The Timber Trails mobile home park is serviced by communal septic systems. In 2008, North West Community Council entered into a development agreement to enable an expansion of the Timber Trails mobile home park in support of upgrading its old sewage system. The old system had reportedly suffered from overflows and seepage during heavy rain events. As of August 2012, the park expansion has not occurred but detailed engineering of the new waste water treatment facility was underway (HRM Staff Report 2012). Since then, the waste water treatment facility has been upgraded but is not yet operational (A. Bone, HRM, pers. comm.)
[View also: Development Agreement Timber Trails Mobile Home Park Northwest Planning Advisory Committee Sep 11, 2009]
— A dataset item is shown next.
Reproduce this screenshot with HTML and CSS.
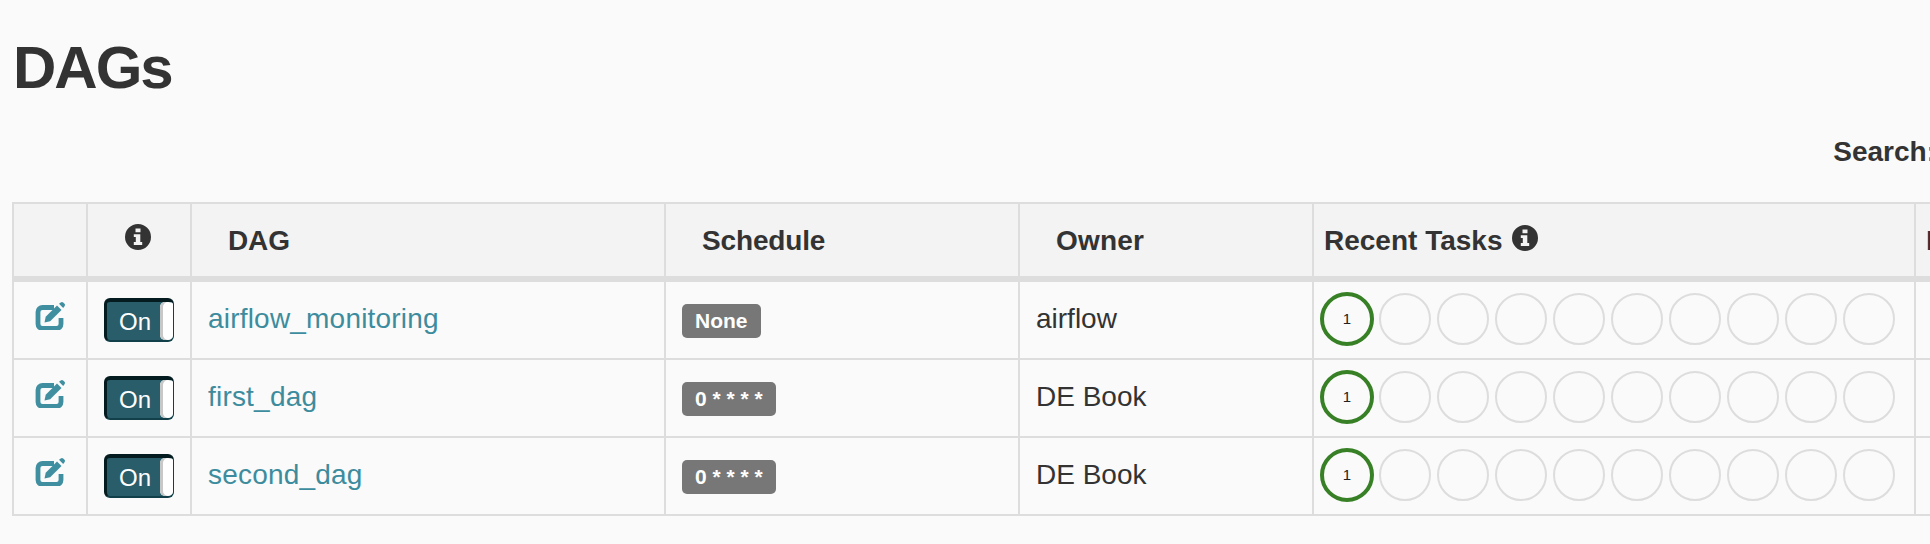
FILE: index.html
```html
<!DOCTYPE html>
<html lang="en">
<head>
<meta charset="utf-8">
<title>DAGs</title>
<link rel="stylesheet" href="styles.css">
</head>
<body>
<svg class="defs" width="0" height="0" aria-hidden="true">
  <defs>
    <symbol id="edit" viewBox="0 0 30 28">
      <path d="M19 5.500H7.500A4.500 4.500 0 0 0 3 10v12a4.500 4.500 0 0 0 4.500 4.500h14A4.500 4.500 0 0 0 26 22v-6" fill="none" stroke="currentColor" stroke-width="4.800"/>
      <path d="M9.500 20.500l1.200-5.700L22 3.500l4.500 4.500L15.200 19.300z" fill="currentColor"/>
      <path d="M24 1.800l1.700-1.300a2 2 0 0 1 2.500 0l1.300 1.300a2 2 0 0 1 0 2.500L28.200 6z" fill="currentColor"/>
    </symbol>
    <symbol id="info" viewBox="0 0 26 26">
      <path fill-rule="evenodd" fill="currentColor" d="M13 0a13 13 0 1 1 0 26a13 13 0 0 1 0-26zM10.500 4.500v3.800h5V4.500zM8.800 10.200v2.800h2v5h-2v3h8.400v-3h-1.900v-7.800z"/>
    </symbol>
  </defs>
</svg>
<main class="page">
  <h1 class="title">DAGs</h1>
  <div class="filter"><label class="filter-label">Search:</label><input class="filter-input" type="search"></div>
  <table class="dags">
    <colgroup>
      <col class="c-edit"><col class="c-toggle"><col class="c-dag"><col class="c-schedule"><col class="c-owner"><col class="c-tasks"><col class="c-last">
    </colgroup>
    <thead>
      <tr>
        <th></th>
        <th class="center"><svg class="info nudge"><use href="#info"/></svg></th>
        <th class="indent">DAG</th>
        <th class="indent">Schedule</th>
        <th class="indent owner">Owner</th>
        <th class="tight">Recent Tasks <svg class="info inline"><use href="#info"/></svg></th>
        <th class="tight">Last Run</th>
      </tr>
    </thead>
    <tbody>
      <tr>
        <td class="center"><a class="edit" href="#"><svg><use href="#edit"/></svg></a></td>
        <td class="center"><span class="toggle"><span class="toggle-on">On</span><span class="toggle-handle"></span></span></td>
        <td><a class="link" href="#">airflow_monitoring</a></td>
        <td><span class="badge">None</span></td>
        <td>airflow</td>
        <td class="tasks"><svg class="circles" viewBox="-5 0 590 60"><circle class="done" cx="22" cy="30" r="25"/><text x="22" y="35">1</text><circle class="none" cx="80" cy="30" r="25"/><circle class="none" cx="138" cy="30" r="25"/><circle class="none" cx="196" cy="30" r="25"/><circle class="none" cx="254" cy="30" r="25"/><circle class="none" cx="312" cy="30" r="25"/><circle class="none" cx="370" cy="30" r="25"/><circle class="none" cx="428" cy="30" r="25"/><circle class="none" cx="486" cy="30" r="25"/><circle class="none" cx="544" cy="30" r="25"/></svg></td>
        <td></td>
      </tr>
      <tr>
        <td class="center"><a class="edit" href="#"><svg><use href="#edit"/></svg></a></td>
        <td class="center"><span class="toggle"><span class="toggle-on">On</span><span class="toggle-handle"></span></span></td>
        <td><a class="link" href="#">first_dag</a></td>
        <td><span class="badge">0 * * * *</span></td>
        <td>DE Book</td>
        <td class="tasks"><svg class="circles" viewBox="-5 0 590 60"><circle class="done" cx="22" cy="30" r="25"/><text x="22" y="35">1</text><circle class="none" cx="80" cy="30" r="25"/><circle class="none" cx="138" cy="30" r="25"/><circle class="none" cx="196" cy="30" r="25"/><circle class="none" cx="254" cy="30" r="25"/><circle class="none" cx="312" cy="30" r="25"/><circle class="none" cx="370" cy="30" r="25"/><circle class="none" cx="428" cy="30" r="25"/><circle class="none" cx="486" cy="30" r="25"/><circle class="none" cx="544" cy="30" r="25"/></svg></td>
        <td></td>
      </tr>
      <tr>
        <td class="center"><a class="edit" href="#"><svg><use href="#edit"/></svg></a></td>
        <td class="center"><span class="toggle"><span class="toggle-on">On</span><span class="toggle-handle"></span></span></td>
        <td><a class="link" href="#">second_dag</a></td>
        <td><span class="badge">0 * * * *</span></td>
        <td>DE Book</td>
        <td class="tasks"><svg class="circles" viewBox="-5 0 590 60"><circle class="done" cx="22" cy="30" r="25"/><text x="22" y="35">1</text><circle class="none" cx="80" cy="30" r="25"/><circle class="none" cx="138" cy="30" r="25"/><circle class="none" cx="196" cy="30" r="25"/><circle class="none" cx="254" cy="30" r="25"/><circle class="none" cx="312" cy="30" r="25"/><circle class="none" cx="370" cy="30" r="25"/><circle class="none" cx="428" cy="30" r="25"/><circle class="none" cx="486" cy="30" r="25"/><circle class="none" cx="544" cy="30" r="25"/></svg></td>
        <td></td>
      </tr>
    </tbody>
  </table>
</main>
</body>
</html>
```
FILE: styles.css
```css
html, body {
  margin: 0;
  height: 100%;
  overflow: hidden;
  background: #fafafa;
}
body {
  font-family: "Liberation Sans", Arial, sans-serif;
  font-size: 28px;
  color: #333;
}
.defs {
  display: block;
  height: 0;
}
.page {
  width: 2215px;
  padding-left: 12px;
  box-sizing: border-box;
}
.title {
  margin: 0;
  padding: 35px 0 0 1px;
  height: 100px;
  box-sizing: border-box;
  font-size: 60px;
  line-height: 66px;
  font-weight: 700;
  letter-spacing: -2px;
}
.filter {
  display: flex;
  align-items: center;
  justify-content: flex-end;
  height: 102px;
  padding-top: 2px;
  box-sizing: border-box;
}
.filter-label {
  font-weight: 700;
}
.filter-input {
  width: 271px;
  height: 40px;
  margin-left: 8px;
  box-sizing: border-box;
}
.dags {
  table-layout: fixed;
  width: 2202px;
  border-collapse: collapse;
}
.c-edit { width: 74px; }
.c-toggle { width: 104px; }
.c-dag { width: 474px; }
.c-schedule { width: 354px; }
.c-owner { width: 294px; }
.c-tasks { width: 602px; }
.c-last { width: 300px; }
th, td {
  border: 2px solid #ddd;
  box-sizing: border-box;
  padding: 0 16px;
  text-align: left;
}
th {
  height: 76px;
  padding-top: 2px;
  background: #f3f3f3;
  border-bottom-width: 6px;
  font-weight: 700;
  letter-spacing: -0.15px;
}
td {
  height: 78px;
  padding-bottom: 2px;
}
tbody tr:first-child td {
  height: 80px;
}
th.indent {
  padding-left: 36px;
}
th.owner {
  letter-spacing: 0.2px;
}
th.tight {
  padding-left: 10px;
  letter-spacing: 0;
}
th.center, td.center {
  padding: 0;
  text-align: center;
}
.info {
  display: inline-block;
  width: 26px;
  height: 26px;
  vertical-align: middle;
  color: #333;
  position: relative;
  top: -5px;
}
.info.nudge {
  left: -1px;
}
.info.inline {
  margin-left: 2px;
}
.edit {
  display: block;
  width: 30px;
  height: 28px;
  margin: -9px auto 0;
  color: #3f8fa1;
}
.edit svg {
  display: block;
  width: 30px;
  height: 28px;
}
.toggle {
  display: inline-flex;
  width: 70px;
  height: 44px;
  box-sizing: border-box;
  border: 2px solid #12404a;
  border-top-width: 4px;
  border-left-width: 3px;
  border-right-width: 1px;
  border-top-color: #041c20;
  border-left-color: #041c20;
  border-radius: 6px;
  overflow: hidden;
  vertical-align: middle;
  background: #285d69;
}
.toggle-on {
  flex: 1;
  padding-left: 3px;
  color: #fff;
  font-size: 24px;
  line-height: 40px;
  text-align: center;
}
.toggle-handle {
  width: 13px;
  background: #fff;
  border-radius: 5px 0 0 5px;
  box-shadow: inset 3px 0 0 #c8c8c8;
  box-sizing: border-box;
}
.link {
  color: #3d8c9e;
  text-decoration: none;
  letter-spacing: 0.2px;
}
.badge {
  display: inline-block;
  height: 34px;
  padding: 0 13px;
  background: #777;
  color: #fff;
  border-radius: 5px;
  font-size: 21px;
  font-weight: 700;
  line-height: 34px;
  position: relative;
  top: 1px;
  white-space: nowrap;
}
td.tasks {
  padding: 0 0 2px;
}
.circles {
  display: block;
  width: 590px;
  height: 60px;
  margin-left: 6px;
}
.circles circle {
  fill: #fafafa;
}
.circles .done {
  stroke: #388026;
  stroke-width: 4px;
}
.circles .none {
  stroke: #ddd;
  stroke-width: 2px;
}
.circles text {
  font-size: 15px;
  fill: #222;
  text-anchor: middle;
}
```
The Farmers Dairy facilities may have had impacts on water quality since it was constructed in the early 1970s. Erosion from areas logged prior to construction may have resulted in lake siltation in the early 1970s. Treated wastewater discharges from the dairy were associated with water quality impacts as reported by lakeside residents in the 1980s (Dalhousie 2002). The Farmers Dairy currently has a primary wastewater treatment facility consisting of two open-air lagoons. Discharge from the lagoons is directed to the municipal sanitary and the Mill Cove Wastewater Treatment Plant (T. Blouin, Halifax Water, pers. comm.).